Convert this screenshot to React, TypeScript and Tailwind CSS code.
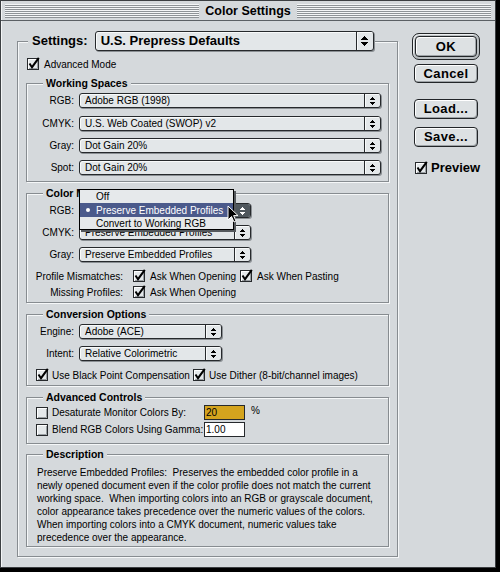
import React from "react";

// Mac OS 9 "Color Settings" dialog

function Arrows({ big = false, inverted = false }: { big?: boolean; inverted?: boolean }) {
  const c = inverted ? "#ffffff" : "#000000";
  if (big) {
    return (
      <svg width="7" height="10" viewBox="0 0 7 10" shapeRendering="crispEdges">
        <rect x="3" y="0" width="1" height="1" fill={c} />
        <rect x="2" y="1" width="3" height="1" fill={c} />
        <rect x="1" y="2" width="5" height="1" fill={c} />
        <rect x="0" y="3" width="7" height="1" fill={c} />
        <rect x="0" y="6" width="7" height="1" fill={c} />
        <rect x="1" y="7" width="5" height="1" fill={c} />
        <rect x="2" y="8" width="3" height="1" fill={c} />
        <rect x="3" y="9" width="1" height="1" fill={c} />
      </svg>
    );
  }
  return (
    <svg width="5" height="8" viewBox="0 0 5 8" shapeRendering="crispEdges">
      <rect x="2" y="0" width="1" height="1" fill={c} />
      <rect x="1" y="1" width="3" height="1" fill={c} />
      <rect x="0" y="2" width="5" height="1" fill={c} />
      <rect x="0" y="5" width="5" height="1" fill={c} />
      <rect x="1" y="6" width="3" height="1" fill={c} />
      <rect x="2" y="7" width="1" height="1" fill={c} />
    </svg>
  );
}

function Popup({
  text,
  className,
  big = false,
  pressed = false,
}: {
  text: string;
  className: string;
  big?: boolean;
  pressed?: boolean;
}) {
  return (
    <div
      className={`flex shrink-0 rounded-[3px] border border-[#26292c] bg-[#e3e7e9] shadow-[1px_1px_0_#8a8f93,inset_1px_1px_0_#f8fafa] ${className}`}
    >
      <div
        className={`flex-1 flex items-center whitespace-nowrap overflow-hidden ${
          big ? "pl-[5px] text-[13px] font-bold" : "pl-[5px] text-[10px]"
        }`}
      >
        {text}
      </div>
      <div
        className={`flex items-center justify-center border-l border-[#26292c] rounded-r-[2px] ${
          big ? "w-[17px]" : "w-[16px]"
        } ${pressed ? "bg-[#4f575d]" : "shadow-[inset_1px_1px_0_#f8fafa]"}`}
      >
        <Arrows big={big} inverted={pressed} />
      </div>
    </div>
  );
}

function Check({ checked = false }: { checked?: boolean }) {
  return (
    <svg width="14" height="14" viewBox="0 0 14 14" className="shrink-0">
      <rect x="0.5" y="1.5" width="11" height="11" fill="#e4e8ea" stroke="#26292c" />
      <path d="M1.5 12 V2.5 H10.5" stroke="#ffffff" fill="none" />
      <path d="M10.5 3 V11.5 H2" stroke="#9a9fa3" fill="none" />
      {checked && (
        <path d="M2.5 6.5 L5 10.2 L11.8 0.8" stroke="#000000" strokeWidth="2" fill="none" />
      )}
    </svg>
  );
}

function Group({
  label,
  className,
  children,
}: {
  label: string;
  className: string;
  children: React.ReactNode;
}) {
  return (
    <div
      className={`relative flex flex-col w-[363px] shrink-0 border border-[#878c90] shadow-[inset_1px_1px_0_#f5f7f8,1px_1px_0_#f5f7f8] ${className}`}
    >
      <div className="-mt-[7px] ml-[16px] self-start h-[13px] px-[3px] bg-[#d5d9dc] text-[10.5px] font-bold leading-[13px] whitespace-nowrap">
        {label}
      </div>
      {children}
    </div>
  );
}

function Row({ label, children, className = "" }: { label: string; children: React.ReactNode; className?: string }) {
  return (
    <div className={`flex items-center h-[15px] ${className}`}>
      <div className="w-[47px] mr-[5px] text-right text-[10px] whitespace-nowrap">{label}</div>
      {children}
    </div>
  );
}

function Button({ label, className = "" }: { label: string; className?: string }) {
  return (
    <div
      className={`flex items-center justify-center rounded-[4px] border border-[#222528] bg-[#dde1e3] shadow-[inset_1px_1px_0_#ffffff,inset_-1px_-1px_0_#9ea3a7] text-[13px] font-bold tracking-[0.4px] ${className}`}
    >
      {label}
    </div>
  );
}

function Cursor() {
  return (
    <svg width="12" height="19" viewBox="0 0 12 19" className="absolute left-[148px] top-[2px] z-20">
      <path
        d="M1 1 L1 15 L4.5 11.5 L7 17 L9 16 L6.6 10.6 L11 10.6 Z"
        fill="#000000"
        stroke="#ffffff"
        strokeWidth="1"
        strokeLinejoin="miter"
      />
    </svg>
  );
}

export default function App() {
  const description = [
    "Preserve Embedded Profiles:  Preserves the embedded color profile in a",
    "newly opened document even if the color profile does not match the current",
    "working space.  When importing colors into an RGB or grayscale document,",
    "color appearance takes precedence over the numeric values of the colors.",
    "When importing colors into a CMYK document, numeric values take",
    "precedence over the appearance.",
  ];

  return (
    <div className="w-[500px] h-[572px] bg-black font-['Liberation_Sans',Arial,sans-serif] text-black">
      <div className="w-[496px] h-[568px] flex flex-col border border-[#3c3f42] bg-[#d5d9dc] shadow-[inset_1px_0_0_#f3f5f6]">
        {/* Title bar */}
        <div className="h-[20px] shrink-0 flex items-center px-[4px] py-[3px] border-b border-[#5b6064]">
          <div className="flex-1 h-[14px] bg-[repeating-linear-gradient(to_bottom,#f4f6f7_0px,#f4f6f7_1px,#8e9397_1px,#8e9397_2px)]" />
          <div className="px-[6px] text-[12.5px] font-bold leading-[14px]">Color Settings</div>
          <div className="flex-1 h-[14px] bg-[repeating-linear-gradient(to_bottom,#f4f6f7_0px,#f4f6f7_1px,#8e9397_1px,#8e9397_2px)]" />
        </div>

        <div className="flex">
          {/* Main settings group */}
          <div className="mt-[20px] ml-[16px] w-[381px] h-[516px] flex flex-col pl-[8px] border border-[#878c90] shadow-[inset_1px_1px_0_#f5f7f8,1px_1px_0_#f5f7f8]">
            <div className="-mt-[11px] ml-[2px] self-start flex items-center h-[20px] pl-[4px] bg-[#d5d9dc]">
              <span className="text-[13px] font-bold mr-[7px]">Settings:</span>
              <Popup big text="U.S. Prepress Defaults" className="w-[279px] h-[20px]" />
            </div>

            <div className="mt-[6px] ml-[1px] flex items-center h-[14px] gap-[3px]">
              <Check checked />
              <span className="text-[10px]">Advanced Mode</span>
            </div>

            <Group label="Working Spaces" className="mt-[12px] h-[99px]">
              <Row label="RGB:" className="mt-[3px]">
                <Popup text="Adobe RGB (1998)" className="w-[302px] h-[15px]" />
              </Row>
              <Row label="CMYK:" className="mt-[8px]">
                <Popup text="U.S. Web Coated (SWOP) v2" className="w-[302px] h-[15px]" />
              </Row>
              <Row label="Gray:" className="mt-[7px]">
                <Popup text="Dot Gain 20%" className="w-[302px] h-[15px]" />
              </Row>
              <Row label="Spot:" className="mt-[7px]">
                <Popup text="Dot Gain 20%" className="w-[302px] h-[15px]" />
              </Row>
            </Group>

            <Group label="Color Management Policies" className="mt-[11px] h-[110px]">
              <Row label="RGB:" className="mt-[3px]">
                <div className="relative">
                  <Popup pressed text="" className="w-[172px] h-[15px]" />
                  {/* open menu */}
                  <div className="absolute left-0 -top-[14px] z-10 w-[155px] h-[41px] flex flex-col border border-black bg-[#e6e9eb] shadow-[2px_2px_0_#55595d] text-[10px]">
                    <div className="h-[13px] pl-[16px] flex items-center">Off</div>
                    <div className="h-[14px] flex items-center bg-[#4b5a8b] text-white">
                      <span className="w-[16px] flex justify-center">
                        <span className="w-[4px] h-[4px] rounded-full bg-white" />
                      </span>
                      Preserve Embedded Profiles
                    </div>
                    <div className="h-[12px] pl-[16px] flex items-center">Convert to Working RGB</div>
                  </div>
                  <Cursor />
                </div>
              </Row>
              <Row label="CMYK:" className="mt-[7px]">
                <Popup text="Preserve Embedded Profiles" className="w-[172px] h-[15px]" />
              </Row>
              <Row label="Gray:" className="mt-[7px]">
                <Popup text="Preserve Embedded Profiles" className="w-[172px] h-[15px]" />
              </Row>
              <div className="mt-[7px] flex items-center h-[14px] text-[10px]">
                <div className="w-[96px] text-right mr-[10px] whitespace-nowrap">Profile Mismatches:</div>
                <Check checked />
                <span className="ml-[3px] w-[90px]">Ask When Opening</span>
                <Check checked />
                <span className="ml-[3px]">Ask When Pasting</span>
              </div>
              <div className="mt-[2px] flex items-center h-[14px] text-[10px]">
                <div className="w-[96px] text-right mr-[10px] whitespace-nowrap">Missing Profiles:</div>
                <Check checked />
                <span className="ml-[3px]">Ask When Opening</span>
              </div>
            </Group>

            <Group label="Conversion Options" className="mt-[11px] h-[72px]">
              <Row label="Engine:" className="mt-[3px]">
                <Popup text="Adobe (ACE)" className="w-[143px] h-[15px]" />
              </Row>
              <Row label="Intent:" className="mt-[7px]">
                <Popup text="Relative Colorimetric" className="w-[143px] h-[15px]" />
              </Row>
              <div className="mt-[7px] ml-[9px] flex items-center h-[14px] text-[10px]">
                <Check checked />
                <span className="ml-[2px] w-[141px]">Use Black Point Compensation</span>
                <Check checked />
                <span className="ml-[2px]">Use Dither (8-bit/channel images)</span>
              </div>
            </Group>

            <Group label="Advanced Controls" className="mt-[11px] h-[47px]">
              <div className="mt-[1px] ml-[9px] flex items-center h-[15px] text-[10px]">
                <Check />
                <span className="ml-[2px] w-[152px]">Desaturate Monitor Colors By:</span>
                <div className="w-[41px] h-[15px] border border-[#26292c] bg-[#d4a41e] pl-[1px] flex items-center">20</div>
                <span className="ml-[6px] -mt-[5px]">%</span>
              </div>
              <div className="mt-[2px] ml-[9px] flex items-center h-[15px] text-[10px]">
                <Check />
                <span className="ml-[2px] w-[152px]">Blend RGB Colors Using Gamma:</span>
                <div className="w-[41px] h-[15px] border border-[#26292c] bg-white pl-[1px] flex items-center">1.00</div>
              </div>
            </Group>

            <Group label="Description" className="mt-[10px] h-[93px]">
              <div className="mt-[5px] pl-[10px] text-[10px] leading-[13px]">
                {description.map((line) => (
                  <div key={line} className="whitespace-pre">
                    {line}
                  </div>
                ))}
              </div>
            </Group>
          </div>

          {/* Buttons */}
          <div className="ml-[14px] mt-[12px] flex flex-col">
            <div className="w-[68px] h-[27px] rounded-[7px] border border-[#222528] bg-[#b9bec1] p-[2px] shadow-[inset_1px_1px_0_#eef0f1]">
              <Button label="OK" className="w-full h-full" />
            </div>
            <Button label="Cancel" className="mt-[4px] ml-[2px] w-[64px] h-[19px]" />
            <Button label="Load..." className="mt-[16px] ml-[2px] w-[64px] h-[20px]" />
            <Button label="Save..." className="mt-[8px] ml-[2px] w-[64px] h-[20px]" />
            <div className="mt-[14px] ml-[3px] flex items-center h-[14px] gap-[2px]">
              <Check checked />
              <span className="text-[13px] font-bold">Preview</span>
            </div>
          </div>
        </div>
      </div>
    </div>
  );
}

______

● **Work to complete**
Report how many lines in the data include the word "Convert", and give nothing but the count.

● **Finished exercise**
2